**INSTRUCTION**
Your task is to copy the listing exactly, with the pictures left out.

**SUPPLIED DATA**
»»
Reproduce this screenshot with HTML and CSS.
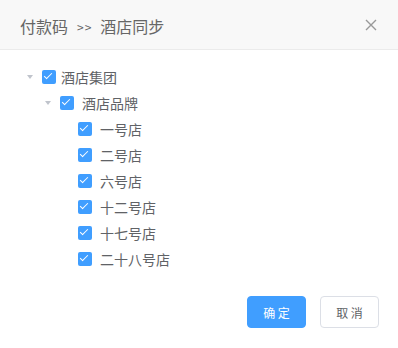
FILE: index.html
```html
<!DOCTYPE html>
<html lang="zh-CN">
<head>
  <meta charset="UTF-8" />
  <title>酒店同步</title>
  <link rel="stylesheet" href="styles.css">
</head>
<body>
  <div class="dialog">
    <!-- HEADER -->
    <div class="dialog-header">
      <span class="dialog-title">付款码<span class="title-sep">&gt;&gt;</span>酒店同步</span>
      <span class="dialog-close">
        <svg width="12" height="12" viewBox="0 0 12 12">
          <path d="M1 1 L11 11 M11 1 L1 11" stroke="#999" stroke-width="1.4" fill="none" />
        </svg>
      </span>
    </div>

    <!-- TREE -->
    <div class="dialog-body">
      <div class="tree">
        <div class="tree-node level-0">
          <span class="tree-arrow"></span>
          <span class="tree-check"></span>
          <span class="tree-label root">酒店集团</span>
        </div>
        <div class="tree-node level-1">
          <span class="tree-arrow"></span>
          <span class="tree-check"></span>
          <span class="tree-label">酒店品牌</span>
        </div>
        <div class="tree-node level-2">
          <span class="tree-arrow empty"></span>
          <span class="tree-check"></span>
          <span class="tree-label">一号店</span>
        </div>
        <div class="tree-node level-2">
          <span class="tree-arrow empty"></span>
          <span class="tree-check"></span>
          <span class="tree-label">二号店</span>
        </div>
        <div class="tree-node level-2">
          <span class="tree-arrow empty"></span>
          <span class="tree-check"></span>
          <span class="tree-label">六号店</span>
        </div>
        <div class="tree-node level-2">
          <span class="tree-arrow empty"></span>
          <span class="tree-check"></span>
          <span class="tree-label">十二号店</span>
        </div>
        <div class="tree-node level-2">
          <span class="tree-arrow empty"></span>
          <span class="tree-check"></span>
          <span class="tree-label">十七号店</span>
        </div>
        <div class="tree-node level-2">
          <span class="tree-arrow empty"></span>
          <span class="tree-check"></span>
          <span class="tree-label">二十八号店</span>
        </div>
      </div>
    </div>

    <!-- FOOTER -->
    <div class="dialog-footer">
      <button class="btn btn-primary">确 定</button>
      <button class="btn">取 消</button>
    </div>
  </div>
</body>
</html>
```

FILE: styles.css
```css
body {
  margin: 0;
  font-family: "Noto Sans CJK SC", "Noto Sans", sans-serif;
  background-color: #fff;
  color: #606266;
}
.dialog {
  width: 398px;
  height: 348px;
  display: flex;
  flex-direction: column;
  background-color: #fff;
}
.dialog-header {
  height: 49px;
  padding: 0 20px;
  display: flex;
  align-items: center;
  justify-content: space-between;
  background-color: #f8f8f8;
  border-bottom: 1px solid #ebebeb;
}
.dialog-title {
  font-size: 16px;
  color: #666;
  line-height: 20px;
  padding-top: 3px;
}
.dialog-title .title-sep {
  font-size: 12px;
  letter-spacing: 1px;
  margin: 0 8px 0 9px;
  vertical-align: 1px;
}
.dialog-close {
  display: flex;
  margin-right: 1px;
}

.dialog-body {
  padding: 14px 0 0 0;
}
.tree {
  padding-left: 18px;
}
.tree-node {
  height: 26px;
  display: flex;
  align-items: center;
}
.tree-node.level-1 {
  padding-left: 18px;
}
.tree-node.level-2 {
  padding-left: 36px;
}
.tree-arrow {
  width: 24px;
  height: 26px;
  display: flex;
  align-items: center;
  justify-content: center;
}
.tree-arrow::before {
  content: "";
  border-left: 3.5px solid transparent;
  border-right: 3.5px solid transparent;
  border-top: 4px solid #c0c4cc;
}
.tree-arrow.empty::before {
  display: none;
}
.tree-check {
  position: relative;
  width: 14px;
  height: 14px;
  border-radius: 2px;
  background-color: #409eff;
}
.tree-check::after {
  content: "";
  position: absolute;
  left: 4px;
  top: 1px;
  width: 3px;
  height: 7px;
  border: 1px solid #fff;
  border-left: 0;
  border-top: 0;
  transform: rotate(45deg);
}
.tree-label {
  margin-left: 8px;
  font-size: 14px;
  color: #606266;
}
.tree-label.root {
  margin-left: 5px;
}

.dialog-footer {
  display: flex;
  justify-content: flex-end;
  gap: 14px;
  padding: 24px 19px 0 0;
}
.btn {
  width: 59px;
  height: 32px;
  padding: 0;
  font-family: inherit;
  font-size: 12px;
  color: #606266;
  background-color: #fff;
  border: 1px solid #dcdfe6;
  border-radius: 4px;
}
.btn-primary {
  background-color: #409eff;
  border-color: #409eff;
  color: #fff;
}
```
««
**REPLY**
Reproduce this screenshot with HTML and CSS.
FILE: index.html
```html
<!DOCTYPE html>
<html lang="zh-CN">
<head>
  <meta charset="UTF-8" />
  <title>酒店同步</title>
  <link rel="stylesheet" href="styles.css">
</head>
<body>
  <div class="dialog">
    <!-- HEADER -->
    <div class="dialog-header">
      <span class="dialog-title">付款码<span class="title-sep">&gt;&gt;</span>酒店同步</span>
      <span class="dialog-close">
        <svg width="12" height="12" viewBox="0 0 12 12">
          <path d="M1 1 L11 11 M11 1 L1 11" stroke="#999" stroke-width="1.4" fill="none" />
        </svg>
      </span>
    </div>

    <!-- TREE -->
    <div class="dialog-body">
      <div class="tree">
        <div class="tree-node level-0">
          <span class="tree-arrow"></span>
          <span class="tree-check"></span>
          <span class="tree-label root">酒店集团</span>
        </div>
        <div class="tree-node level-1">
          <span class="tree-arrow"></span>
          <span class="tree-check"></span>
          <span class="tree-label">酒店品牌</span>
        </div>
        <div class="tree-node level-2">
          <span class="tree-arrow empty"></span>
          <span class="tree-check"></span>
          <span class="tree-label">一号店</span>
        </div>
        <div class="tree-node level-2">
          <span class="tree-arrow empty"></span>
          <span class="tree-check"></span>
          <span class="tree-label">二号店</span>
        </div>
        <div class="tree-node level-2">
          <span class="tree-arrow empty"></span>
          <span class="tree-check"></span>
          <span class="tree-label">六号店</span>
        </div>
        <div class="tree-node level-2">
          <span class="tree-arrow empty"></span>
          <span class="tree-check"></span>
          <span class="tree-label">十二号店</span>
        </div>
        <div class="tree-node level-2">
          <span class="tree-arrow empty"></span>
          <span class="tree-check"></span>
          <span class="tree-label">十七号店</span>
        </div>
        <div class="tree-node level-2">
          <span class="tree-arrow empty"></span>
          <span class="tree-check"></span>
          <span class="tree-label">二十八号店</span>
        </div>
      </div>
    </div>

    <!-- FOOTER -->
    <div class="dialog-footer">
      <button class="btn btn-primary">确 定</button>
      <button class="btn">取 消</button>
    </div>
  </div>
</body>
</html>
```

FILE: styles.css
```css
body {
  margin: 0;
  font-family: "Noto Sans CJK SC", "Noto Sans", sans-serif;
  background-color: #fff;
  color: #606266;
}
.dialog {
  width: 398px;
  height: 348px;
  display: flex;
  flex-direction: column;
  background-color: #fff;
}
.dialog-header {
  height: 49px;
  padding: 0 20px;
  display: flex;
  align-items: center;
  justify-content: space-between;
  background-color: #f8f8f8;
  border-bottom: 1px solid #ebebeb;
}
.dialog-title {
  font-size: 16px;
  color: #666;
  line-height: 20px;
  padding-top: 3px;
}
.dialog-title .title-sep {
  font-size: 12px;
  letter-spacing: 1px;
  margin: 0 8px 0 9px;
  vertical-align: 1px;
}
.dialog-close {
  display: flex;
  margin-right: 1px;
}

.dialog-body {
  padding: 14px 0 0 0;
}
.tree {
  padding-left: 18px;
}
.tree-node {
  height: 26px;
  display: flex;
  align-items: center;
}
.tree-node.level-1 {
  padding-left: 18px;
}
.tree-node.level-2 {
  padding-left: 36px;
}
.tree-arrow {
  width: 24px;
  height: 26px;
  display: flex;
  align-items: center;
  justify-content: center;
}
.tree-arrow::before {
  content: "";
  border-left: 3.5px solid transparent;
  border-right: 3.5px solid transparent;
  border-top: 4px solid #c0c4cc;
}
.tree-arrow.empty::before {
  display: none;
}
.tree-check {
  position: relative;
  width: 14px;
  height: 14px;
  border-radius: 2px;
  background-color: #409eff;
}
.tree-check::after {
  content: "";
  position: absolute;
  left: 4px;
  top: 1px;
  width: 3px;
  height: 7px;
  border: 1px solid #fff;
  border-left: 0;
  border-top: 0;
  transform: rotate(45deg);
}
.tree-label {
  margin-left: 8px;
  font-size: 14px;
  color: #606266;
}
.tree-label.root {
  margin-left: 5px;
}

.dialog-footer {
  display: flex;
  justify-content: flex-end;
  gap: 14px;
  padding: 24px 19px 0 0;
}
.btn {
  width: 59px;
  height: 32px;
  padding: 0;
  font-family: inherit;
  font-size: 12px;
  color: #606266;
  background-color: #fff;
  border: 1px solid #dcdfe6;
  border-radius: 4px;
}
.btn-primary {
  background-color: #409eff;
  border-color: #409eff;
  color: #fff;
}
```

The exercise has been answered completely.